Amaravati: Abode of Amritas

18.7.7.14:15: THEY KANTU BE COGNATES II: A BIG MISTAKE IN TANGUT ETYMOLOGY

Middle Chinese (MC) *d- has two main Early Old Chinese (EOC) sources: *d- and *l- before the 'lower' vowels¹ *a/e/o. (I list all other sources here.²)

In theory, MC 大 *da̤(j) 'big' < EOC *lats (last seen in my last post) could have had *d- or *l- in EOC, and in fact, the word has been reconstructed in Old Chinese with both initials (*d- by Schuessler 2009 and *lˁ- [= my *l-] by Baxter and Sagart 2014). Two pieces of evidence point toward *l-:

- an alternate spelling as 世 *Hɯ-lap-s (Baxter and Sagart 2014: 109; they reconstruct *l̥ap-s)

*H- indicates a consonant that conditions aspiration or devoicing: *Hɯ-l- > *l̥-.

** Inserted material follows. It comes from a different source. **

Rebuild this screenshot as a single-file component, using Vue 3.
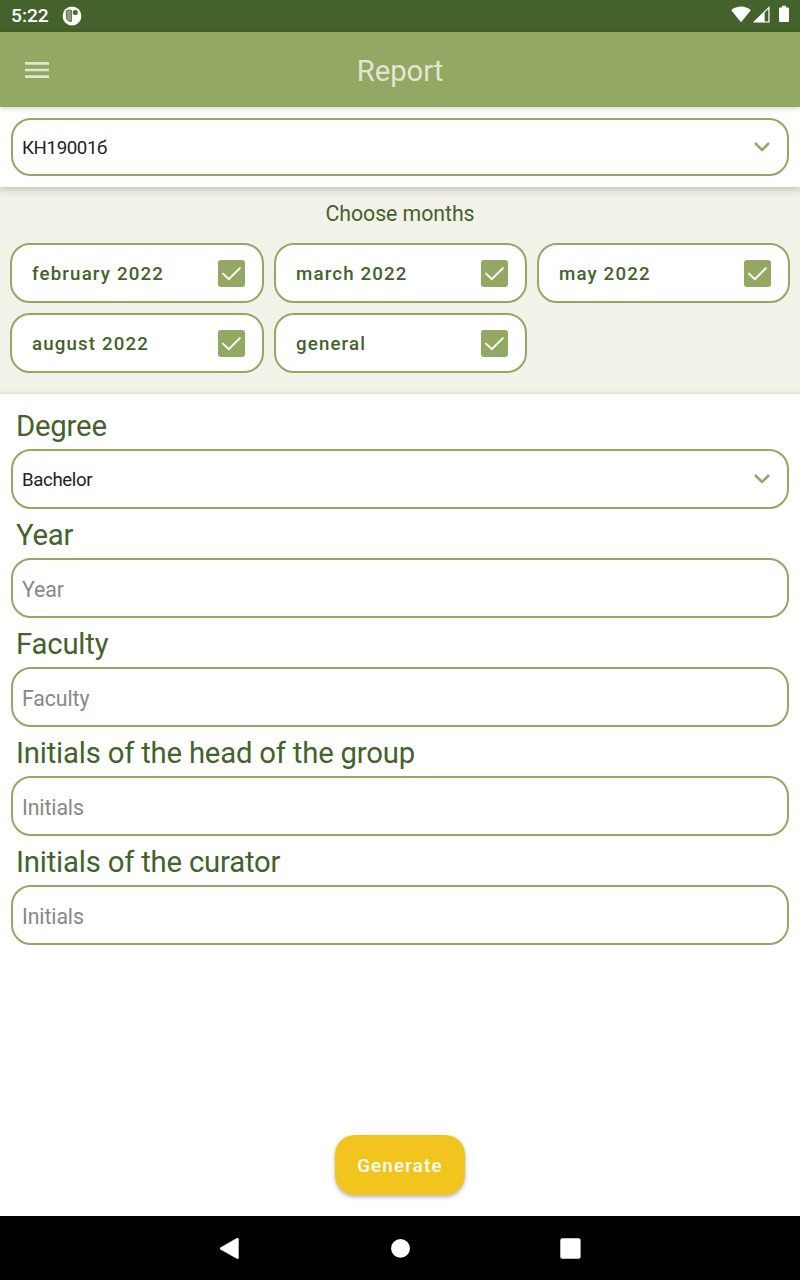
<script setup>
const months = ['february 2022', 'march 2022', 'may 2022', 'august 2022', 'general']
const fields = [
  { label: 'Degree', value: 'Bachelor', select: true },
  { label: 'Year', placeholder: 'Year' },
  { label: 'Faculty', placeholder: 'Faculty' },
  { label: 'Initials of the head of the group', placeholder: 'Initials' },
  { label: 'Initials of the curator', placeholder: 'Initials' },
]
</script>

<template>
  <div class="screen">
    <div class="status">
      <span class="clock">5:22</span>
      <svg class="app-dot" width="20" height="20" viewBox="0 0 20 20">
        <circle cx="10" cy="10" r="9.4" fill="#fff" />
        <path d="M5 4.2H9.4V15.6Q4.4 15.4 4.4 10.6V5Q4.4 4.2 5 4.2Z" fill="#8fa07f" stroke="#57723f" stroke-width="1" />
        <rect x="10.8" y="4" width="5" height="5" rx="2" fill="#4d6a35" />
      </svg>
      <svg class="signals" width="62" height="20" viewBox="0 0 62 20">
        <path d="M1.2 5.2C6.8 0.2 15.2 0.2 20.8 5.2L11 17.2Z" fill="#fff" />
        <path fill-rule="evenodd" d="M22.8 17.6L39.6 1V17.6ZM34.8 7.6V16.2H38.2V4.2Z" fill="#fff" />
        <path d="M34.8 7.6L38.2 4.2V16.2H34.8Z" fill="#44622b" />
        <path d="M49.9 2.6H52V0.8H56V2.6H58Q59 2.6 59 3.6V16Q59 17 58 17H50.2Q49 17 49 16V3.6Q49 2.6 49.9 2.6Z" fill="#fff" />
      </svg>
    </div>
    <header class="appbar">
      <svg class="menu" width="24" height="16" viewBox="0 0 24 16">
        <path d="M0 1.4H24M0 8H24M0 14.6H24" stroke="#e1e6d4" stroke-width="2.7" />
      </svg>
      <h1 class="title">Report</h1>
    </header>
    <section class="group-bar">
      <div class="box select group">
        <span>КН19001б</span>
        <svg width="18" height="12" viewBox="0 0 18 12"><path d="M2 2L9 9L16 2" fill="none" stroke="#93a862" stroke-width="2.6" /></svg>
      </div>
    </section>
    <section class="months">
      <p class="months-title">Choose months</p>
      <div class="grid">
        <div v-for="m in months" :key="m" class="chip">
          <span>{{ m }}</span>
          <svg width="27" height="27" viewBox="0 0 27 27">
            <rect width="27" height="27" rx="3" fill="#93a862" />
            <path d="M4.4 13.1L10.8 19.2L22.4 7.6" fill="none" stroke="#fff" stroke-width="2" />
          </svg>
        </div>
      </div>
    </section>
    <main class="form">
      <div v-for="f in fields" :key="f.label" class="field">
        <div class="label">{{ f.label }}</div>
        <div v-if="f.select" class="box select">
          <span>{{ f.value }}</span>
          <svg width="18" height="12" viewBox="0 0 18 12"><path d="M2 2L9 9L16 2" fill="none" stroke="#93a862" stroke-width="2.6" /></svg>
        </div>
        <div v-else class="box hint">{{ f.placeholder }}</div>
      </div>
      <button class="generate">Generate</button>
    </main>
    <nav class="nav">
      <svg width="800" height="64" viewBox="0 0 800 64" fill="#fff">
        <path d="M220.4 31.4L236.5 22.3Q238.7 21.3 238.7 23.3V41.7Q238.7 43.6 236.5 42.5L220.4 33.4Q219.2 32.4 220.4 31.4Z" />
        <circle cx="400.5" cy="32.4" r="9.4" />
        <rect x="560.3" y="22.3" width="20.3" height="20.4" rx="2" />
      </svg>
    </nav>
  </div>
</template>

<style>
body { margin: 0; }
</style>

<style scoped>
.screen { width: 800px; height: 1280px; display: flex; flex-direction: column; background: #fff; font-family: Roboto, "Liberation Sans", sans-serif; overflow: hidden; }
.status { flex: none; height: 32px; box-sizing: border-box; padding: 0 8px 0 11px; display: flex; align-items: center; background: #44622b; color: #fff; }
.clock { font-size: 19.2px; font-weight: 500; line-height: 32px; width: 51px; }
.signals { margin-left: auto; margin-top: -2px; }
.appbar { flex: none; height: 75px; position: relative; z-index: 2; display: flex; align-items: center; background: #93a862; box-shadow: 0 1px 5px rgba(0, 0, 0, .2); }
.menu { margin-left: 25px; width: 24px; }
.title { flex: 1; margin: 3px 49px 0 0; text-align: center; font-size: 29.3px; line-height: 40px; font-weight: 400; letter-spacing: -.1px; color: #e1e6d4; }
.group-bar { flex: none; height: 80px; box-sizing: border-box; padding: 11px; position: relative; z-index: 1; background: #fff; box-shadow: 0 2px 8px rgba(60, 60, 30, .3); }
.box { box-sizing: border-box; height: 60px; border: 2px solid #93a862; border-radius: 20px; padding: 0 16px 0 9px; background: #fff; display: flex; align-items: center; }
.group { height: 58px; }
.select { justify-content: space-between; font-size: 18.7px; color: #222; letter-spacing: -.4px; }
.select span, .chip span { padding-top: 2px; }
.hint { font-size: 21.3px; letter-spacing: -.1px; color: #888; padding-top: 3px; }
.months { flex: none; height: 207px; box-sizing: border-box; padding: 11px 10px 0; background: #f2f2e9; }
.months-title { margin: 0 0 13px; height: 32px; line-height: 32px; text-align: center; font-size: 21.3px; letter-spacing: -.05px; color: #44622b; }
.grid { display: grid; grid-template-columns: 254px 253px 253px; gap: 10px; }
.chip { box-sizing: border-box; height: 60px; border: 2px solid #93a862; border-radius: 20px; padding: 0 17px 0 20px; background: #fff; display: flex; align-items: center; justify-content: space-between; font-size: 18.7px; font-weight: 500; letter-spacing: 1.15px; color: #44622b; }
.form { flex: 1; position: relative; z-index: 1; padding: 6px 11px 0; background: #fff; box-shadow: 0 0 4px rgba(60, 60, 30, .18); display: flex; flex-direction: column; }
.label { height: 49px; line-height: 52px; padding-left: 5px; font-size: 29.3px; letter-spacing: -.2px; color: #44622b; }
.generate { margin: auto auto 21px; width: 130px; height: 60px; border: 0; border-radius: 20px; padding: 2px 0 0; background: #f1c51d; color: #fff; font: 500 18.7px Roboto, sans-serif; letter-spacing: 1.25px; box-shadow: 0 2px 4px rgba(0, 0, 0, .3); }
.nav { flex: none; height: 64px; position: relative; z-index: 2; background: #000; }
.nav svg { display: block; }
</style>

The use of 世 could indicate that 'big' was really *laps or that 世 was chosen to write *lats after *-ps merged with *-ts. Unfortunately there are no known cognates that could point to *-t or *-p.

- the 古丈 Guzhang subvariety of the 瓦鄉 Waxiang variety that preserves *l- in 'type A' syllables with 'lower(ed)' vowels has /lu 22/ 'big' with /l-/ (Baxter and Sagart 2014: 109).

I am guessing /u/ is from *-as and not *-ats.

For some time I thought EOC *lats (or *laps?) was cognate to Tangut

𘜶

4456 2leq3 'big'

and would have correlated the pre-Tangut *S- which conditioned -q (tenseness) with an aspirating prefix *H- that made *lats into 太 *H-lats > MC *tʰa̤j 'great'.

Now I see that a proto-Sino-Tibetan *l-word for 'big' based on those Chinese and Tangut words is impossible. The rhymes do not match. Converting Jacques' pre-Tangut reconstructions into my system, I posit three possible sources for *2leq3:

1. *Sɯ.leH

2. *Sɯ.leŋH
3. *Sɯ.laŋH

Lining up the components of the EOC and pre-Tangut forms:

EOC	H (= s?)	(V?)*	*l	*a	t or p	*s
Pre-Tangut	*S	*ɯ	*l	a or e	Ø or ŋ	*H
Match	✓	(✓?)	✓	✓ or ✕	✕	✓

In theory, EOC 太 'great' could have been *sɯ-lats with a high presyllabic vowel that was lost before it could trigger partial vowel raising in the main syllable.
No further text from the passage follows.